(Data extract)
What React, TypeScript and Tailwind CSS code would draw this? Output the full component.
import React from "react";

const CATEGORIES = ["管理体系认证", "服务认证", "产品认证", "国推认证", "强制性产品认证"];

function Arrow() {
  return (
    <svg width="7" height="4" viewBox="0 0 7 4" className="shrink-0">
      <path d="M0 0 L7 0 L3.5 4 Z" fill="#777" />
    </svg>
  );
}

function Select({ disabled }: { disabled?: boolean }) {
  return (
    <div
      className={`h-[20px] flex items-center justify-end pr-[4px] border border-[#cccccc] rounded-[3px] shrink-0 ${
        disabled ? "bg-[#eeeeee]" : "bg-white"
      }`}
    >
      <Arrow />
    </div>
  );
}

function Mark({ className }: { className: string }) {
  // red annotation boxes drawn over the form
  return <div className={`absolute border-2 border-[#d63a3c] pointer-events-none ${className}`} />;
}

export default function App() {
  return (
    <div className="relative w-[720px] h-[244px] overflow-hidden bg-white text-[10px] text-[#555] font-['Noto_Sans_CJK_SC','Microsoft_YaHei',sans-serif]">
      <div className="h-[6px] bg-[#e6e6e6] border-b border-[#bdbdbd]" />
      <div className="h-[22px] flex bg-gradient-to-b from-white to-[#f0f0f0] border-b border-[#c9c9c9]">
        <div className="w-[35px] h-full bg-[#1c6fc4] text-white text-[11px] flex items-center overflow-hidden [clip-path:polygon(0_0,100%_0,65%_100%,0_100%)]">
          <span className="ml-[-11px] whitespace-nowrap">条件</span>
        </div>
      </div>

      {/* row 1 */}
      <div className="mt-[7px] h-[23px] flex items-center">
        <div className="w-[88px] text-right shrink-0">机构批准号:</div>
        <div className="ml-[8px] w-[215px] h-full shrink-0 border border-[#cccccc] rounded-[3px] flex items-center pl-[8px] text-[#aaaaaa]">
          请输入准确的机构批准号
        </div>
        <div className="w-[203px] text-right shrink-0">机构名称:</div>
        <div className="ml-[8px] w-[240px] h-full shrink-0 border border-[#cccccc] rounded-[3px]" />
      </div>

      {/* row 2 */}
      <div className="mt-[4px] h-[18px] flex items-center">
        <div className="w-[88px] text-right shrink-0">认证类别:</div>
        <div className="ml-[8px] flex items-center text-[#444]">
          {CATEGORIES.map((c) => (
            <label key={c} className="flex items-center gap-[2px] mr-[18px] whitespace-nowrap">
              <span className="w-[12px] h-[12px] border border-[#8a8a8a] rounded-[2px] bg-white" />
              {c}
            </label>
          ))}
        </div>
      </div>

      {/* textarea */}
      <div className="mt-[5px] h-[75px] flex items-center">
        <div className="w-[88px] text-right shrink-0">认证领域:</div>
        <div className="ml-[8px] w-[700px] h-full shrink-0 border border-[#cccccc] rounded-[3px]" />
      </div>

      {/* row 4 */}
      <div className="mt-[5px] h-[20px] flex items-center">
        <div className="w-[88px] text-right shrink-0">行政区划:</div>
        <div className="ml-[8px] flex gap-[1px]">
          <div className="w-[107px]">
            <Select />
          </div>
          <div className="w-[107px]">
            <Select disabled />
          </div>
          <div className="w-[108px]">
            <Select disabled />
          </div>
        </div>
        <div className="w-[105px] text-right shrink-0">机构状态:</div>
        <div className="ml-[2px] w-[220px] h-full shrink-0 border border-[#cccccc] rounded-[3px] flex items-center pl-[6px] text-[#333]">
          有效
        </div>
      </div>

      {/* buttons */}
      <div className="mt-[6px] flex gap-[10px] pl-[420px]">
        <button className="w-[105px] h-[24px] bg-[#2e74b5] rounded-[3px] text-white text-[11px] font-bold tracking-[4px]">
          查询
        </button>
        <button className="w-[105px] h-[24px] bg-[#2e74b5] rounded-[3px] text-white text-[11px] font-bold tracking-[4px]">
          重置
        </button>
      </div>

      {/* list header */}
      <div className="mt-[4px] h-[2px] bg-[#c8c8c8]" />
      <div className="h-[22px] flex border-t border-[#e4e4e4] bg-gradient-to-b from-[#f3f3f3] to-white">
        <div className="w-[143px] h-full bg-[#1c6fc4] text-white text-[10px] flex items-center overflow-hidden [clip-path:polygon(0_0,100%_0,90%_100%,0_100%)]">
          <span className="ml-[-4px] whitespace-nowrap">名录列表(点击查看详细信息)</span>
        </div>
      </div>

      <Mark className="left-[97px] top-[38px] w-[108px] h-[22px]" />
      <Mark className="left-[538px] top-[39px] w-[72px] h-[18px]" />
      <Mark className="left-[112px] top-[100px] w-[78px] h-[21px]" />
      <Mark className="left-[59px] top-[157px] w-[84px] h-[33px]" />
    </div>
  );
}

(Task) Retype all of the data shown above, word for word.

(Result of this task)
What React, TypeScript and Tailwind CSS code would draw this? Output the full component.
import React from "react";

const CATEGORIES = ["管理体系认证", "服务认证", "产品认证", "国推认证", "强制性产品认证"];

function Arrow() {
  return (
    <svg width="7" height="4" viewBox="0 0 7 4" className="shrink-0">
      <path d="M0 0 L7 0 L3.5 4 Z" fill="#777" />
    </svg>
  );
}

function Select({ disabled }: { disabled?: boolean }) {
  return (
    <div
      className={`h-[20px] flex items-center justify-end pr-[4px] border border-[#cccccc] rounded-[3px] shrink-0 ${
        disabled ? "bg-[#eeeeee]" : "bg-white"
      }`}
    >
      <Arrow />
    </div>
  );
}

function Mark({ className }: { className: string }) {
  // red annotation boxes drawn over the form
  return <div className={`absolute border-2 border-[#d63a3c] pointer-events-none ${className}`} />;
}

export default function App() {
  return (
    <div className="relative w-[720px] h-[244px] overflow-hidden bg-white text-[10px] text-[#555] font-['Noto_Sans_CJK_SC','Microsoft_YaHei',sans-serif]">
      <div className="h-[6px] bg-[#e6e6e6] border-b border-[#bdbdbd]" />
      <div className="h-[22px] flex bg-gradient-to-b from-white to-[#f0f0f0] border-b border-[#c9c9c9]">
        <div className="w-[35px] h-full bg-[#1c6fc4] text-white text-[11px] flex items-center overflow-hidden [clip-path:polygon(0_0,100%_0,65%_100%,0_100%)]">
          <span className="ml-[-11px] whitespace-nowrap">条件</span>
        </div>
      </div>

      {/* row 1 */}
      <div className="mt-[7px] h-[23px] flex items-center">
        <div className="w-[88px] text-right shrink-0">机构批准号:</div>
        <div className="ml-[8px] w-[215px] h-full shrink-0 border border-[#cccccc] rounded-[3px] flex items-center pl-[8px] text-[#aaaaaa]">
          请输入准确的机构批准号
        </div>
        <div className="w-[203px] text-right shrink-0">机构名称:</div>
        <div className="ml-[8px] w-[240px] h-full shrink-0 border border-[#cccccc] rounded-[3px]" />
      </div>

      {/* row 2 */}
      <div className="mt-[4px] h-[18px] flex items-center">
        <div className="w-[88px] text-right shrink-0">认证类别:</div>
        <div className="ml-[8px] flex items-center text-[#444]">
          {CATEGORIES.map((c) => (
            <label key={c} className="flex items-center gap-[2px] mr-[18px] whitespace-nowrap">
              <span className="w-[12px] h-[12px] border border-[#8a8a8a] rounded-[2px] bg-white" />
              {c}
            </label>
          ))}
        </div>
      </div>

      {/* textarea */}
      <div className="mt-[5px] h-[75px] flex items-center">
        <div className="w-[88px] text-right shrink-0">认证领域:</div>
        <div className="ml-[8px] w-[700px] h-full shrink-0 border border-[#cccccc] rounded-[3px]" />
      </div>

      {/* row 4 */}
      <div className="mt-[5px] h-[20px] flex items-center">
        <div className="w-[88px] text-right shrink-0">行政区划:</div>
        <div className="ml-[8px] flex gap-[1px]">
          <div className="w-[107px]">
            <Select />
          </div>
          <div className="w-[107px]">
            <Select disabled />
          </div>
          <div className="w-[108px]">
            <Select disabled />
          </div>
        </div>
        <div className="w-[105px] text-right shrink-0">机构状态:</div>
        <div className="ml-[2px] w-[220px] h-full shrink-0 border border-[#cccccc] rounded-[3px] flex items-center pl-[6px] text-[#333]">
          有效
        </div>
      </div>

      {/* buttons */}
      <div className="mt-[6px] flex gap-[10px] pl-[420px]">
        <button className="w-[105px] h-[24px] bg-[#2e74b5] rounded-[3px] text-white text-[11px] font-bold tracking-[4px]">
          查询
        </button>
        <button className="w-[105px] h-[24px] bg-[#2e74b5] rounded-[3px] text-white text-[11px] font-bold tracking-[4px]">
          重置
        </button>
      </div>

      {/* list header */}
      <div className="mt-[4px] h-[2px] bg-[#c8c8c8]" />
      <div className="h-[22px] flex border-t border-[#e4e4e4] bg-gradient-to-b from-[#f3f3f3] to-white">
        <div className="w-[143px] h-full bg-[#1c6fc4] text-white text-[10px] flex items-center overflow-hidden [clip-path:polygon(0_0,100%_0,90%_100%,0_100%)]">
          <span className="ml-[-4px] whitespace-nowrap">名录列表(点击查看详细信息)</span>
        </div>
      </div>

      <Mark className="left-[97px] top-[38px] w-[108px] h-[22px]" />
      <Mark className="left-[538px] top-[39px] w-[72px] h-[18px]" />
      <Mark className="left-[112px] top-[100px] w-[78px] h-[21px]" />
      <Mark className="left-[59px] top-[157px] w-[84px] h-[33px]" />
    </div>
  );
}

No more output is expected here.